# What to work on
Write out the material exactly. Do not include the pictures.

--- Start Data segment ---

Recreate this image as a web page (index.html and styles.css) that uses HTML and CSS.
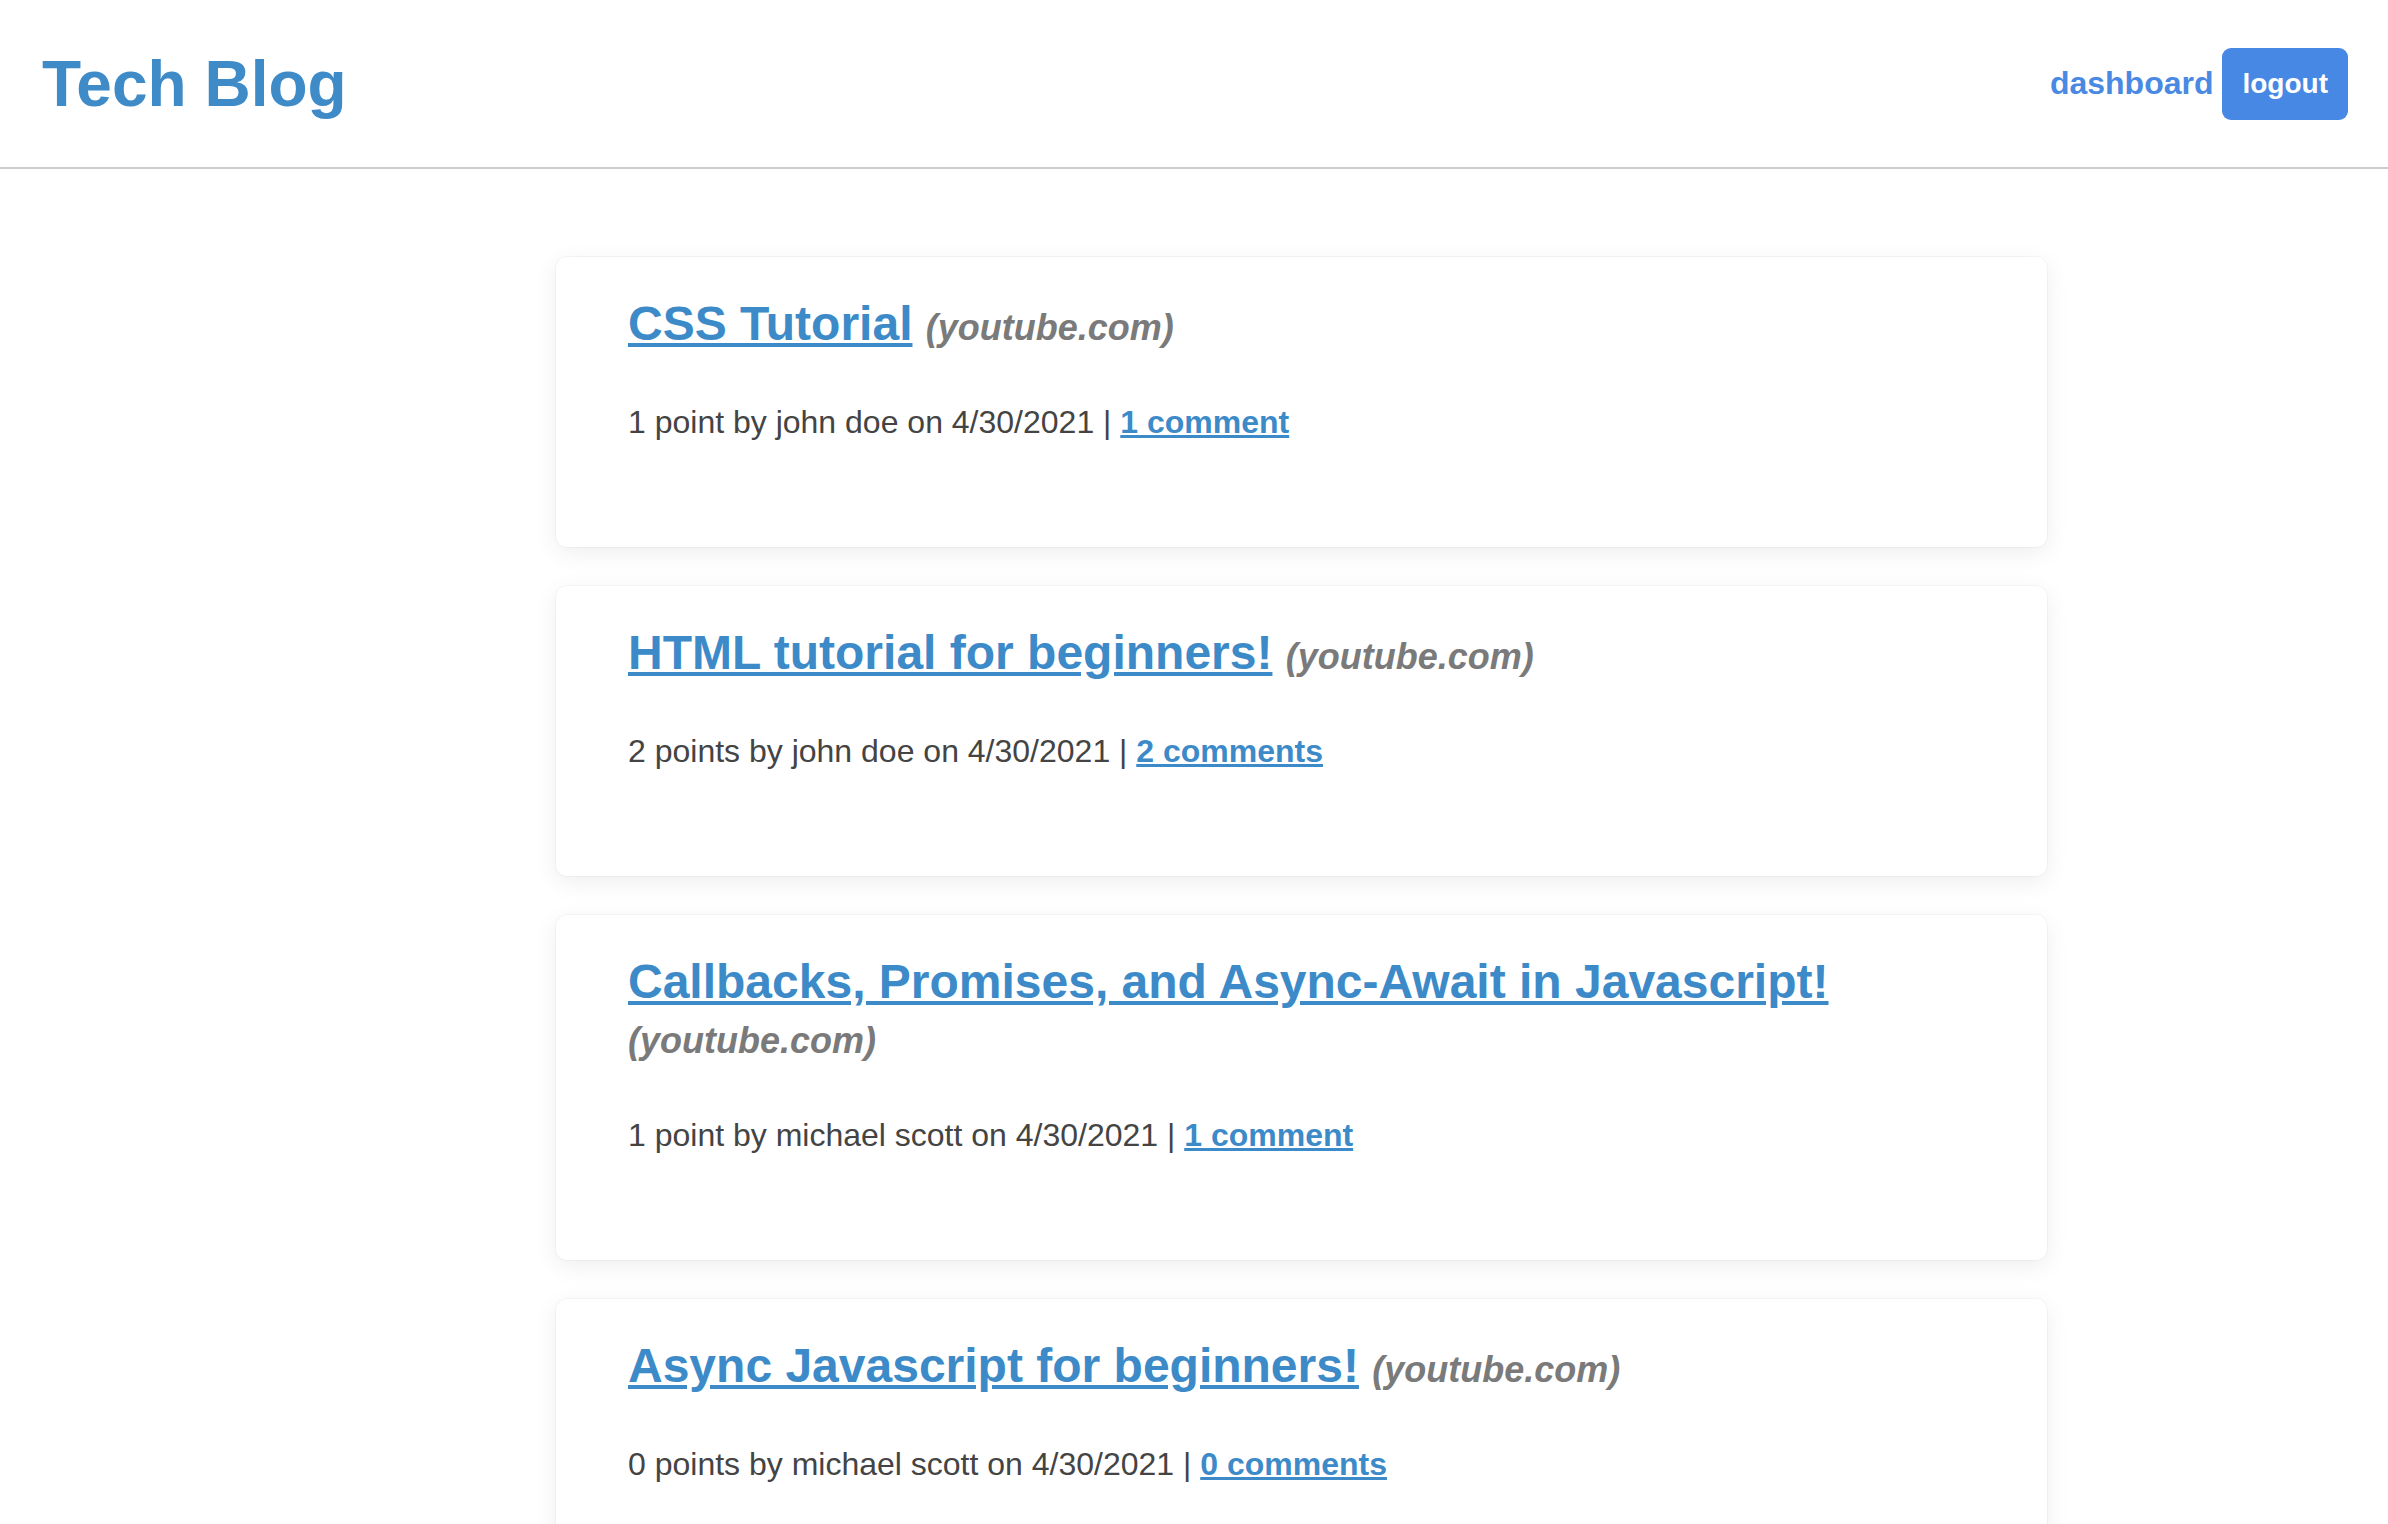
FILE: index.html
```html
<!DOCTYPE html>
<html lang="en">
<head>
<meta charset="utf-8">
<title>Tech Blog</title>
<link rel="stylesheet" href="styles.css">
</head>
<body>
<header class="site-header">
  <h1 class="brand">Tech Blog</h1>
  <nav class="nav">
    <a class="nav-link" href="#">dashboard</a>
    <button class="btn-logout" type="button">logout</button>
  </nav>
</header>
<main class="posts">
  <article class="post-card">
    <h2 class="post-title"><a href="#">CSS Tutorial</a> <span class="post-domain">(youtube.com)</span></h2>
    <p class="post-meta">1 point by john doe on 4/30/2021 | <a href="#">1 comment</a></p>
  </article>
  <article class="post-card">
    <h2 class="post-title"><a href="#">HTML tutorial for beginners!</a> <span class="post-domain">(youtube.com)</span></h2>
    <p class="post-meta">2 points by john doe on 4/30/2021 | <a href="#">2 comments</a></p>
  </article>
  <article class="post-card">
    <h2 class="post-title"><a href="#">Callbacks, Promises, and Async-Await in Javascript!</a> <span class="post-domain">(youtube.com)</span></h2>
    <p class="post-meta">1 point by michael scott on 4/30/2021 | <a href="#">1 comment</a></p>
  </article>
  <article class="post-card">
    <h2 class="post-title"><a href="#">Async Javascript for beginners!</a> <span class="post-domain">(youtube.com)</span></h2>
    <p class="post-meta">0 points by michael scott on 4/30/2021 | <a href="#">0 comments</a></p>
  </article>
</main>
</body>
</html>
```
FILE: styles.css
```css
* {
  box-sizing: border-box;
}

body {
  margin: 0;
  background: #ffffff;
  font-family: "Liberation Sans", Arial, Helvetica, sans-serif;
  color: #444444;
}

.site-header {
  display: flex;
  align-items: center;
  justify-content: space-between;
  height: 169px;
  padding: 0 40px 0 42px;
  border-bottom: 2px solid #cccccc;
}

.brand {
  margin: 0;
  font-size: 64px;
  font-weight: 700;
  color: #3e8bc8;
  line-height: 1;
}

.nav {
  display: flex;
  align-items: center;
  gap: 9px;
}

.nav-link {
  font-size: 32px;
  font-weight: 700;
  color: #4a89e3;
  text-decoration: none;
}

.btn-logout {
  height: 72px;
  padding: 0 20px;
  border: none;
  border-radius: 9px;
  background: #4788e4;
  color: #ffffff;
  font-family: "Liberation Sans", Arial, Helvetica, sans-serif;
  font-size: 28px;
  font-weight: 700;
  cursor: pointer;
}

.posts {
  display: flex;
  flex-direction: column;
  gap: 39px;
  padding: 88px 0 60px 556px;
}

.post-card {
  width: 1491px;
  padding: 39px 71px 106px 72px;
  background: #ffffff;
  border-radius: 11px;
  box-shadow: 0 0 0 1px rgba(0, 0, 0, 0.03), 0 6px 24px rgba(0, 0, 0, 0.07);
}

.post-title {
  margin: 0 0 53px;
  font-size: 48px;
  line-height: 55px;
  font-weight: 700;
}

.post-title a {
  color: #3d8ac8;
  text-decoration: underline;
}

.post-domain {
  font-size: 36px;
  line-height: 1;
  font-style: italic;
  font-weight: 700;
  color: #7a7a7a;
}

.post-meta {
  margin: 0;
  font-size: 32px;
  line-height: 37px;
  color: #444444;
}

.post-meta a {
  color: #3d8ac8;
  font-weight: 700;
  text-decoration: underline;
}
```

--- End Data segment ---

# Result of the exercise
Recreate this image as a web page (index.html and styles.css) that uses HTML and CSS.
FILE: index.html
```html
<!DOCTYPE html>
<html lang="en">
<head>
<meta charset="utf-8">
<title>Tech Blog</title>
<link rel="stylesheet" href="styles.css">
</head>
<body>
<header class="site-header">
  <h1 class="brand">Tech Blog</h1>
  <nav class="nav">
    <a class="nav-link" href="#">dashboard</a>
    <button class="btn-logout" type="button">logout</button>
  </nav>
</header>
<main class="posts">
  <article class="post-card">
    <h2 class="post-title"><a href="#">CSS Tutorial</a> <span class="post-domain">(youtube.com)</span></h2>
    <p class="post-meta">1 point by john doe on 4/30/2021 | <a href="#">1 comment</a></p>
  </article>
  <article class="post-card">
    <h2 class="post-title"><a href="#">HTML tutorial for beginners!</a> <span class="post-domain">(youtube.com)</span></h2>
    <p class="post-meta">2 points by john doe on 4/30/2021 | <a href="#">2 comments</a></p>
  </article>
  <article class="post-card">
    <h2 class="post-title"><a href="#">Callbacks, Promises, and Async-Await in Javascript!</a> <span class="post-domain">(youtube.com)</span></h2>
    <p class="post-meta">1 point by michael scott on 4/30/2021 | <a href="#">1 comment</a></p>
  </article>
  <article class="post-card">
    <h2 class="post-title"><a href="#">Async Javascript for beginners!</a> <span class="post-domain">(youtube.com)</span></h2>
    <p class="post-meta">0 points by michael scott on 4/30/2021 | <a href="#">0 comments</a></p>
  </article>
</main>
</body>
</html>
```
FILE: styles.css
```css
* {
  box-sizing: border-box;
}

body {
  margin: 0;
  background: #ffffff;
  font-family: "Liberation Sans", Arial, Helvetica, sans-serif;
  color: #444444;
}

.site-header {
  display: flex;
  align-items: center;
  justify-content: space-between;
  height: 169px;
  padding: 0 40px 0 42px;
  border-bottom: 2px solid #cccccc;
}

.brand {
  margin: 0;
  font-size: 64px;
  font-weight: 700;
  color: #3e8bc8;
  line-height: 1;
}

.nav {
  display: flex;
  align-items: center;
  gap: 9px;
}

.nav-link {
  font-size: 32px;
  font-weight: 700;
  color: #4a89e3;
  text-decoration: none;
}

.btn-logout {
  height: 72px;
  padding: 0 20px;
  border: none;
  border-radius: 9px;
  background: #4788e4;
  color: #ffffff;
  font-family: "Liberation Sans", Arial, Helvetica, sans-serif;
  font-size: 28px;
  font-weight: 700;
  cursor: pointer;
}

.posts {
  display: flex;
  flex-direction: column;
  gap: 39px;
  padding: 88px 0 60px 556px;
}

.post-card {
  width: 1491px;
  padding: 39px 71px 106px 72px;
  background: #ffffff;
  border-radius: 11px;
  box-shadow: 0 0 0 1px rgba(0, 0, 0, 0.03), 0 6px 24px rgba(0, 0, 0, 0.07);
}

.post-title {
  margin: 0 0 53px;
  font-size: 48px;
  line-height: 55px;
  font-weight: 700;
}

.post-title a {
  color: #3d8ac8;
  text-decoration: underline;
}

.post-domain {
  font-size: 36px;
  line-height: 1;
  font-style: italic;
  font-weight: 700;
  color: #7a7a7a;
}

.post-meta {
  margin: 0;
  font-size: 32px;
  line-height: 37px;
  color: #444444;
}

.post-meta a {
  color: #3d8ac8;
  font-weight: 700;
  text-decoration: underline;
}
```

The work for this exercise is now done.